● BRIEF
Reproduce the data below in full and exclude every picture.

● RECORDED INFORMATION

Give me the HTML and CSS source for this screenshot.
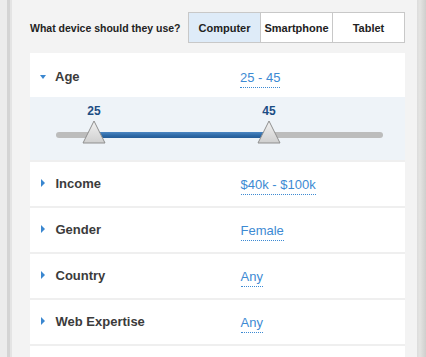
FILE: index.html
```html
<!DOCTYPE html>
<html>
<head>
<meta charset="utf-8">
<link rel="stylesheet" href="styles.css">
</head>
<body>
<div class="page">
  <div class="gutter-left"></div>
  <div class="main">
    <div class="device">
      <span class="device-label">What device should they use?</span>
      <div class="seg">
        <span class="seg-btn active">Computer</span>
        <span class="seg-btn">Smartphone</span>
        <span class="seg-btn">Tablet</span>
      </div>
    </div>
    <div class="panel">
      <div class="row open">
        <span class="caret down"></span>
        <span class="row-label">Age</span>
        <span class="row-value">25 - 45</span>
      </div>
      <div class="slider">
        <div class="track">
          <div class="fill" style="left:38px;width:175px"></div>
          <div class="handle" style="left:38px">
            <span class="handle-val">25</span>
            <svg width="24" height="24" viewBox="0 0 24 24"><defs><linearGradient id="g1" x1="0" y1="0" x2="0" y2="1"><stop offset="0" stop-color="#f2f2f2"/><stop offset="1" stop-color="#cfcfcf"/></linearGradient></defs><path d="M12 1 L23 23 L1 23 Z" fill="url(#g1)" stroke="#8f8f8f" stroke-width="1" stroke-linejoin="round"/></svg>
          </div>
          <div class="handle" style="left:213px">
            <span class="handle-val">45</span>
            <svg width="24" height="24" viewBox="0 0 24 24"><defs><linearGradient id="g2" x1="0" y1="0" x2="0" y2="1"><stop offset="0" stop-color="#f2f2f2"/><stop offset="1" stop-color="#cfcfcf"/></linearGradient></defs><path d="M12 1 L23 23 L1 23 Z" fill="url(#g2)" stroke="#8f8f8f" stroke-width="1" stroke-linejoin="round"/></svg>
          </div>
        </div>
      </div>
      <div class="row">
        <span class="caret right"></span>
        <span class="row-label">Income</span>
        <span class="row-value">$40k - $100k</span>
      </div>
      <div class="row">
        <span class="caret right"></span>
        <span class="row-label">Gender</span>
        <span class="row-value">Female</span>
      </div>
      <div class="row">
        <span class="caret right"></span>
        <span class="row-label">Country</span>
        <span class="row-value">Any</span>
      </div>
      <div class="row">
        <span class="caret right"></span>
        <span class="row-label">Web Expertise</span>
        <span class="row-value">Any</span>
      </div>
    </div>
  </div>
  <div class="gutter-right"></div>
</div>
</body>
</html>
```
FILE: styles.css
```css
* { box-sizing: border-box; }
html, body { margin: 0; padding: 0; }
body {
  font-family: "Liberation Sans", Arial, Helvetica, sans-serif;
  background: #f3f3f3;
  width: 426px;
  height: 357px;
  overflow: hidden;
}
.page {
  display: flex;
  height: 357px;
}
.gutter-left {
  width: 12px;
  flex: none;
  background: linear-gradient(to right, #ececec 0, #ececec 7px, #d4d4d4 7px, #d4d4d4 10px, #e4e4e4 10px, #e4e4e4 12px);
}
.gutter-right {
  width: 9px;
  flex: none;
  background: linear-gradient(to right, #dcdcdc 0, #e4e4e2 3px, #d9d9d7 6px, #cfcfcd 9px);
}
.main {
  flex: 1;
  background: #f3f3f3;
  padding: 12px 12px 0 18px;
  display: flex;
  flex-direction: column;
}
.device {
  display: flex;
  align-items: center;
  height: 31px;
}
.device-label {
  font-size: 10.5px;
  font-weight: bold;
  color: #222;
}
.seg {
  margin-left: auto;
  display: flex;
  height: 31px;
  border: 1px solid #c8c8c8;
  background: #fff;
}
.seg-btn {
  width: 72px;
  display: flex;
  align-items: center;
  justify-content: center;
  font-size: 11px;
  font-weight: bold;
  color: #222;
  border-left: 1px solid #c8c8c8;
}
.seg-btn:first-child { border-left: none; width: 71px; }
.seg-btn.active { background: #deebf8; }
.panel {
  margin-top: 10px;
  background: #fff;
  flex: 1;
}
.row {
  display: flex;
  align-items: center;
  height: 46px;
  padding: 0 0 2px 10px;
  border-bottom: 2px solid #efefef;
}
.row.open {
  height: 44px;
  border-bottom: none;
  padding: 3px 0 0 10px;
}
.caret {
  flex: none;
}
.caret.down {
  width: 0; height: 0;
  border-left: 3.5px solid transparent;
  border-right: 3.5px solid transparent;
  border-top: 4px solid #3a87d0;
  margin-right: 9px;
}
.caret.right {
  width: 0; height: 0;
  border-top: 4px solid transparent;
  border-bottom: 4px solid transparent;
  border-left: 4.5px solid #3a87d0;
  margin-left: 1px;
  margin-right: 10.5px;
}
.row-label {
  width: 185px;
  font-size: 13px;
  font-weight: bold;
  color: #3b3b3b;
}
.row-value {
  font-size: 13px;
  color: #3d8ad3;
  border-bottom: 1px dotted #3d8ad3;
  padding-bottom: 2px;
  margin-top: 5px;
}
.slider {
  height: 65px;
  background: #eef3f8;
  border-bottom: 2px solid #efefef;
  padding: 35px 0 0 26px;
}
.track {
  position: relative;
  width: 327px;
  height: 6px;
  border-radius: 3px;
  background: #bcbcbc;
}
.fill {
  position: absolute;
  top: 0;
  height: 6px;
  background: linear-gradient(to bottom, #4b86c2 0, #2c68a6 60%, #255c96 100%);
}
.handle {
  position: absolute;
  top: -12px;
  width: 24px;
  height: 24px;
  margin-left: -12px;
}
.handle svg { display: block; }
.handle-val {
  position: absolute;
  top: -16px;
  left: -8px;
  width: 40px;
  text-align: center;
  font-size: 12px;
  font-weight: bold;
  color: #1c4d84;
}
```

● WORKED SOLUTION
Give me the HTML and CSS source for this screenshot.
FILE: index.html
```html
<!DOCTYPE html>
<html>
<head>
<meta charset="utf-8">
<link rel="stylesheet" href="styles.css">
</head>
<body>
<div class="page">
  <div class="gutter-left"></div>
  <div class="main">
    <div class="device">
      <span class="device-label">What device should they use?</span>
      <div class="seg">
        <span class="seg-btn active">Computer</span>
        <span class="seg-btn">Smartphone</span>
        <span class="seg-btn">Tablet</span>
      </div>
    </div>
    <div class="panel">
      <div class="row open">
        <span class="caret down"></span>
        <span class="row-label">Age</span>
        <span class="row-value">25 - 45</span>
      </div>
      <div class="slider">
        <div class="track">
          <div class="fill" style="left:38px;width:175px"></div>
          <div class="handle" style="left:38px">
            <span class="handle-val">25</span>
            <svg width="24" height="24" viewBox="0 0 24 24"><defs><linearGradient id="g1" x1="0" y1="0" x2="0" y2="1"><stop offset="0" stop-color="#f2f2f2"/><stop offset="1" stop-color="#cfcfcf"/></linearGradient></defs><path d="M12 1 L23 23 L1 23 Z" fill="url(#g1)" stroke="#8f8f8f" stroke-width="1" stroke-linejoin="round"/></svg>
          </div>
          <div class="handle" style="left:213px">
            <span class="handle-val">45</span>
            <svg width="24" height="24" viewBox="0 0 24 24"><defs><linearGradient id="g2" x1="0" y1="0" x2="0" y2="1"><stop offset="0" stop-color="#f2f2f2"/><stop offset="1" stop-color="#cfcfcf"/></linearGradient></defs><path d="M12 1 L23 23 L1 23 Z" fill="url(#g2)" stroke="#8f8f8f" stroke-width="1" stroke-linejoin="round"/></svg>
          </div>
        </div>
      </div>
      <div class="row">
        <span class="caret right"></span>
        <span class="row-label">Income</span>
        <span class="row-value">$40k - $100k</span>
      </div>
      <div class="row">
        <span class="caret right"></span>
        <span class="row-label">Gender</span>
        <span class="row-value">Female</span>
      </div>
      <div class="row">
        <span class="caret right"></span>
        <span class="row-label">Country</span>
        <span class="row-value">Any</span>
      </div>
      <div class="row">
        <span class="caret right"></span>
        <span class="row-label">Web Expertise</span>
        <span class="row-value">Any</span>
      </div>
    </div>
  </div>
  <div class="gutter-right"></div>
</div>
</body>
</html>
```
FILE: styles.css
```css
* { box-sizing: border-box; }
html, body { margin: 0; padding: 0; }
body {
  font-family: "Liberation Sans", Arial, Helvetica, sans-serif;
  background: #f3f3f3;
  width: 426px;
  height: 357px;
  overflow: hidden;
}
.page {
  display: flex;
  height: 357px;
}
.gutter-left {
  width: 12px;
  flex: none;
  background: linear-gradient(to right, #ececec 0, #ececec 7px, #d4d4d4 7px, #d4d4d4 10px, #e4e4e4 10px, #e4e4e4 12px);
}
.gutter-right {
  width: 9px;
  flex: none;
  background: linear-gradient(to right, #dcdcdc 0, #e4e4e2 3px, #d9d9d7 6px, #cfcfcd 9px);
}
.main {
  flex: 1;
  background: #f3f3f3;
  padding: 12px 12px 0 18px;
  display: flex;
  flex-direction: column;
}
.device {
  display: flex;
  align-items: center;
  height: 31px;
}
.device-label {
  font-size: 10.5px;
  font-weight: bold;
  color: #222;
}
.seg {
  margin-left: auto;
  display: flex;
  height: 31px;
  border: 1px solid #c8c8c8;
  background: #fff;
}
.seg-btn {
  width: 72px;
  display: flex;
  align-items: center;
  justify-content: center;
  font-size: 11px;
  font-weight: bold;
  color: #222;
  border-left: 1px solid #c8c8c8;
}
.seg-btn:first-child { border-left: none; width: 71px; }
.seg-btn.active { background: #deebf8; }
.panel {
  margin-top: 10px;
  background: #fff;
  flex: 1;
}
.row {
  display: flex;
  align-items: center;
  height: 46px;
  padding: 0 0 2px 10px;
  border-bottom: 2px solid #efefef;
}
.row.open {
  height: 44px;
  border-bottom: none;
  padding: 3px 0 0 10px;
}
.caret {
  flex: none;
}
.caret.down {
  width: 0; height: 0;
  border-left: 3.5px solid transparent;
  border-right: 3.5px solid transparent;
  border-top: 4px solid #3a87d0;
  margin-right: 9px;
}
.caret.right {
  width: 0; height: 0;
  border-top: 4px solid transparent;
  border-bottom: 4px solid transparent;
  border-left: 4.5px solid #3a87d0;
  margin-left: 1px;
  margin-right: 10.5px;
}
.row-label {
  width: 185px;
  font-size: 13px;
  font-weight: bold;
  color: #3b3b3b;
}
.row-value {
  font-size: 13px;
  color: #3d8ad3;
  border-bottom: 1px dotted #3d8ad3;
  padding-bottom: 2px;
  margin-top: 5px;
}
.slider {
  height: 65px;
  background: #eef3f8;
  border-bottom: 2px solid #efefef;
  padding: 35px 0 0 26px;
}
.track {
  position: relative;
  width: 327px;
  height: 6px;
  border-radius: 3px;
  background: #bcbcbc;
}
.fill {
  position: absolute;
  top: 0;
  height: 6px;
  background: linear-gradient(to bottom, #4b86c2 0, #2c68a6 60%, #255c96 100%);
}
.handle {
  position: absolute;
  top: -12px;
  width: 24px;
  height: 24px;
  margin-left: -12px;
}
.handle svg { display: block; }
.handle-val {
  position: absolute;
  top: -16px;
  left: -8px;
  width: 40px;
  text-align: center;
  font-size: 12px;
  font-weight: bold;
  color: #1c4d84;
}
```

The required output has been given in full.